● Goal
Copy exactly, and only, the lines starting at the line with "Reproduce this screenshot" and ending at the line with "import React from". Leave every picture out of the copy.

━━━━━ Supplied data ━━━━━

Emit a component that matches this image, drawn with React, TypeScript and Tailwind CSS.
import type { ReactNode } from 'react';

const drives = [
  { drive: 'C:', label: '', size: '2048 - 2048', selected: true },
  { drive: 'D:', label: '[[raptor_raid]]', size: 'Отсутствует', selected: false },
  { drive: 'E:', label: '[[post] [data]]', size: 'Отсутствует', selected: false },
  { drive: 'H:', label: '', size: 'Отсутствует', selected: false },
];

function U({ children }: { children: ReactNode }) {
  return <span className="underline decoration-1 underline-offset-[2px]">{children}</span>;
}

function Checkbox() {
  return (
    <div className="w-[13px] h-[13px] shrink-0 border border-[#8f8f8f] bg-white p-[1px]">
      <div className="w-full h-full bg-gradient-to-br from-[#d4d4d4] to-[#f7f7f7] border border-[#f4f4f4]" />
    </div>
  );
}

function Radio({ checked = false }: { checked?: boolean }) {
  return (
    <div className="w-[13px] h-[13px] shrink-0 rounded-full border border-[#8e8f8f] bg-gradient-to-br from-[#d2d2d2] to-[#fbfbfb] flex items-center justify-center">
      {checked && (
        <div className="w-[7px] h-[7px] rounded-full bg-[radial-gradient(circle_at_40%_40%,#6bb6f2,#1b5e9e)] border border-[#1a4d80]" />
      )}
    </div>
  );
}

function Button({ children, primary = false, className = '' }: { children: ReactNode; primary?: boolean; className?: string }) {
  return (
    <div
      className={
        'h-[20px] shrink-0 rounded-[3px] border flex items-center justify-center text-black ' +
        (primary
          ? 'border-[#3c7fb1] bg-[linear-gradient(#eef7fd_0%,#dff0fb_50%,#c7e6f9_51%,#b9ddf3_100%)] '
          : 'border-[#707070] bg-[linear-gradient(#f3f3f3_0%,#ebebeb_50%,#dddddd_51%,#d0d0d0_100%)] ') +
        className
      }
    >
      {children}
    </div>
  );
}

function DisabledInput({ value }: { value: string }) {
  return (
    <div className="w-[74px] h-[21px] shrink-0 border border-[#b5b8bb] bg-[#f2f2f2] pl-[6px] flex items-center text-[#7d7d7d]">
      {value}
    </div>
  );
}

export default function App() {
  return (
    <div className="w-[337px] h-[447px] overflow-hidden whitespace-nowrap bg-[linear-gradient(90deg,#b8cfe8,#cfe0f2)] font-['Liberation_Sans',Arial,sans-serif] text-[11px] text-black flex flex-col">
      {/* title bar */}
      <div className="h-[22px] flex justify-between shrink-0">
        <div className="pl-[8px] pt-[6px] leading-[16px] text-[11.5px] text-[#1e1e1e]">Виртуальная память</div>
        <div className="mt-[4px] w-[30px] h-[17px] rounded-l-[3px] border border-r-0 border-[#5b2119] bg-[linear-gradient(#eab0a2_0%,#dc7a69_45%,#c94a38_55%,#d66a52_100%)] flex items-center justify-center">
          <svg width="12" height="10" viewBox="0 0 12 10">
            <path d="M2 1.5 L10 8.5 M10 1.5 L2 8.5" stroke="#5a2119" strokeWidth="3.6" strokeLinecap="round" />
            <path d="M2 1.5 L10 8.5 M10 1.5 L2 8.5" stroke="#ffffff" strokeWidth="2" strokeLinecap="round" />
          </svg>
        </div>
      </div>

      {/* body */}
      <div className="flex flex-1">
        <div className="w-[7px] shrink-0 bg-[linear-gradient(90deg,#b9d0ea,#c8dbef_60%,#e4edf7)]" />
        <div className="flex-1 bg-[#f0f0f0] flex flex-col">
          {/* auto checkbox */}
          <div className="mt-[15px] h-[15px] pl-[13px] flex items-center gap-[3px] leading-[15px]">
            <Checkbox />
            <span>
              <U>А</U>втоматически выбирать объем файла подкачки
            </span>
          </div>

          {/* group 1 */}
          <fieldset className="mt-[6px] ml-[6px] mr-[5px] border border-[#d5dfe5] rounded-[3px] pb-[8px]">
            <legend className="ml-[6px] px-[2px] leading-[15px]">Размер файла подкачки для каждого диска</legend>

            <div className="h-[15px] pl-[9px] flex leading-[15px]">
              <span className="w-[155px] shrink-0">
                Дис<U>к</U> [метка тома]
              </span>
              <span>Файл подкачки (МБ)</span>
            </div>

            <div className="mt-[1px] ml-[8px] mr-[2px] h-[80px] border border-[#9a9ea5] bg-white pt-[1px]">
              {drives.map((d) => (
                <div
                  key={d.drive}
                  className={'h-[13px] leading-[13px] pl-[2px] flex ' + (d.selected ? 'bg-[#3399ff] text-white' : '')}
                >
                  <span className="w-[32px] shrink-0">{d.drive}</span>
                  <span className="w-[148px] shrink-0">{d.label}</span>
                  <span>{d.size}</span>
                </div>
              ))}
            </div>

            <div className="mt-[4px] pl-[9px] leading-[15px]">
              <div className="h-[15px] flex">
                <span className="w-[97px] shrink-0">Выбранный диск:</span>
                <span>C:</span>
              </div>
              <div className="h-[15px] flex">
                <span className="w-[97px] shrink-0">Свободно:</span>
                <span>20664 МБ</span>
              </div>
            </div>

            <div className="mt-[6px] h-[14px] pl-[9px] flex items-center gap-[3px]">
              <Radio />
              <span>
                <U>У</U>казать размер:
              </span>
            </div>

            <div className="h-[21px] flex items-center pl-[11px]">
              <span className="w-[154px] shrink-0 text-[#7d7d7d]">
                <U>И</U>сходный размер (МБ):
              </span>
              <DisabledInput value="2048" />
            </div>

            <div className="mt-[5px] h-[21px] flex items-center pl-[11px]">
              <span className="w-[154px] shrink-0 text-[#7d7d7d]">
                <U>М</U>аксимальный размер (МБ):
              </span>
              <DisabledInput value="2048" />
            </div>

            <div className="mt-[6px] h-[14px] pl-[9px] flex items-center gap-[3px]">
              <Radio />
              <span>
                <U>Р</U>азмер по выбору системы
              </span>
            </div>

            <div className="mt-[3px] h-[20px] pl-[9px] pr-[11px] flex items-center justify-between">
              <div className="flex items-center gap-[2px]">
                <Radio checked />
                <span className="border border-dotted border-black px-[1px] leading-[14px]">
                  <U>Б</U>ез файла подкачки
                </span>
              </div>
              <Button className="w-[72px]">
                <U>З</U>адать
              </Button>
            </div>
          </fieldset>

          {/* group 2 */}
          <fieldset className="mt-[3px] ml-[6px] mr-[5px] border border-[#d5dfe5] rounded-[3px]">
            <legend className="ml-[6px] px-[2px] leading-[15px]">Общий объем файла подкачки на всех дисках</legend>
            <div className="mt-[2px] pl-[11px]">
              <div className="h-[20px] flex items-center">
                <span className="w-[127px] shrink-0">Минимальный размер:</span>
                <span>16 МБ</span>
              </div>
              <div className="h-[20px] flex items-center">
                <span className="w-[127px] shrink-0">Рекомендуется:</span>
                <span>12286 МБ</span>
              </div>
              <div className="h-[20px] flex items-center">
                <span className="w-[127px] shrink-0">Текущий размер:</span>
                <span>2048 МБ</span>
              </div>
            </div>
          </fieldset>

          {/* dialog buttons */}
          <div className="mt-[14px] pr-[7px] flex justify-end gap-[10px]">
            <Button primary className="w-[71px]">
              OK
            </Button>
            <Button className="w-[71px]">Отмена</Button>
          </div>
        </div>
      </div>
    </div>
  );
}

━━━━━
━━━━━ Supplied data ━━━━━

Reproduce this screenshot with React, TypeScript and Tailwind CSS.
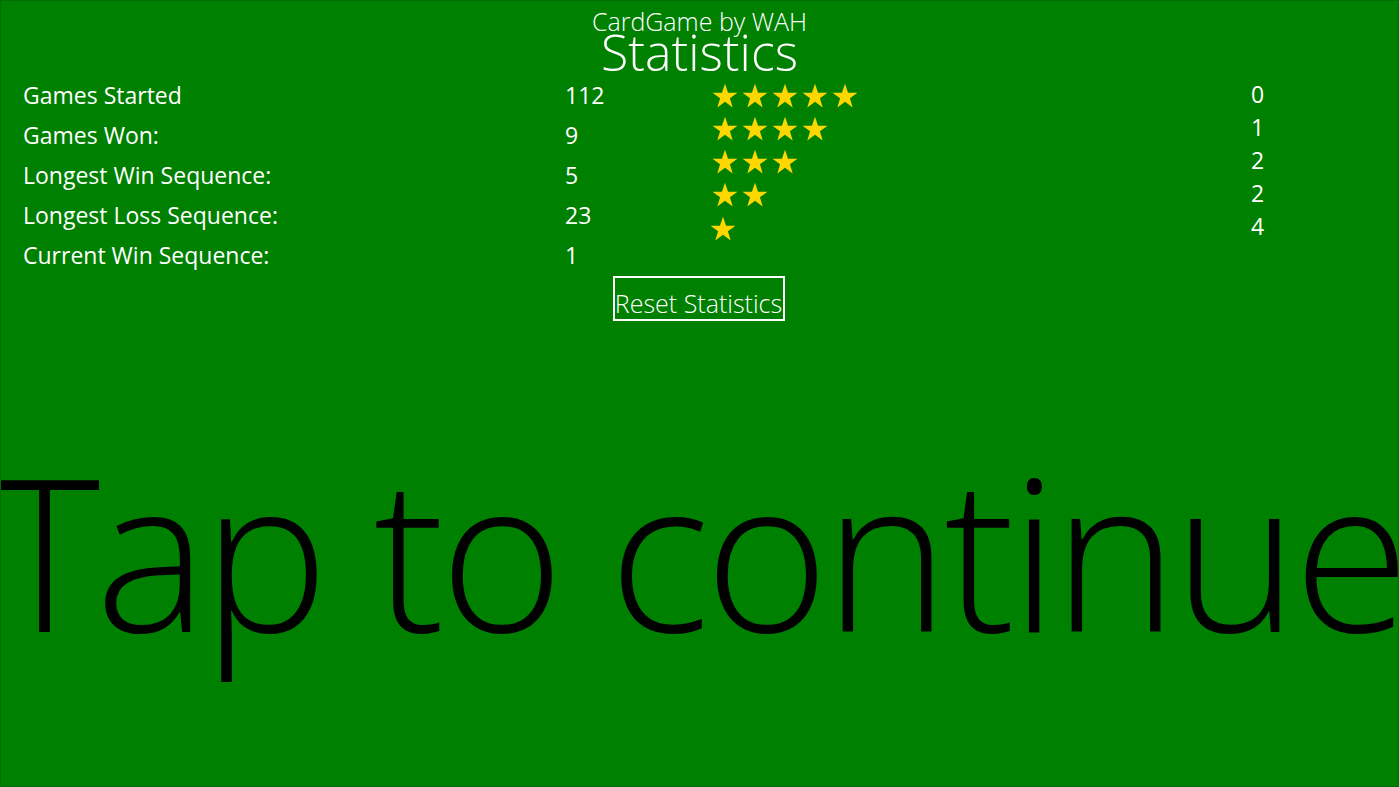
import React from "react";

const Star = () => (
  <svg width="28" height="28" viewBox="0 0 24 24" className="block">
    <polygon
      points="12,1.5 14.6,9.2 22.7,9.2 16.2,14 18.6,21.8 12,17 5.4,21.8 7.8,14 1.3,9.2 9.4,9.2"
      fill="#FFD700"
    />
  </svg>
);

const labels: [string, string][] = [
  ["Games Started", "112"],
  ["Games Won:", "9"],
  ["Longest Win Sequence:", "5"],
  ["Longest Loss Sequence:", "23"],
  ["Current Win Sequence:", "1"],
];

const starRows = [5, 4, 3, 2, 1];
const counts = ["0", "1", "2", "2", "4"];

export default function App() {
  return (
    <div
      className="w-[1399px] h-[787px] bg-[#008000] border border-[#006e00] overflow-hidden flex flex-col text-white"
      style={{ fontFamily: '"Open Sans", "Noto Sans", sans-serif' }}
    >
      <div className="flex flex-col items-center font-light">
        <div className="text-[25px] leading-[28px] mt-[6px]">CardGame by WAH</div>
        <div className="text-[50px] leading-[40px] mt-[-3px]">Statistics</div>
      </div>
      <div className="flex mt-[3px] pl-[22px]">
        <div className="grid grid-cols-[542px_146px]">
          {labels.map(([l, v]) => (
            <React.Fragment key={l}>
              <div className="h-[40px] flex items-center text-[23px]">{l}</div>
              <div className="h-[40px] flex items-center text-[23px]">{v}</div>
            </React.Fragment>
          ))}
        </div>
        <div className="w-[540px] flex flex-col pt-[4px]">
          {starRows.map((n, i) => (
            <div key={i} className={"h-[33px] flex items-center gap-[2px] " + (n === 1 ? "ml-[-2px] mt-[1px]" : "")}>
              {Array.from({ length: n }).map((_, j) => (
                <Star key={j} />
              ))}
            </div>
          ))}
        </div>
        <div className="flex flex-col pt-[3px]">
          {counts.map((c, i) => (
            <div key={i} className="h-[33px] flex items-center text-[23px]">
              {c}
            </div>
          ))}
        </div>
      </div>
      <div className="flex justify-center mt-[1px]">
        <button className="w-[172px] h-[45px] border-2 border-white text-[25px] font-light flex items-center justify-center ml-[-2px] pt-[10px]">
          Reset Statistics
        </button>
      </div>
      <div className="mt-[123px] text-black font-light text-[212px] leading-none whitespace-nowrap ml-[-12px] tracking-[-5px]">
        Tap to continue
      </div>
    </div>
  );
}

━━━━━

● Solution to the exercise
Reproduce this screenshot with React, TypeScript and Tailwind CSS.
import React from "react";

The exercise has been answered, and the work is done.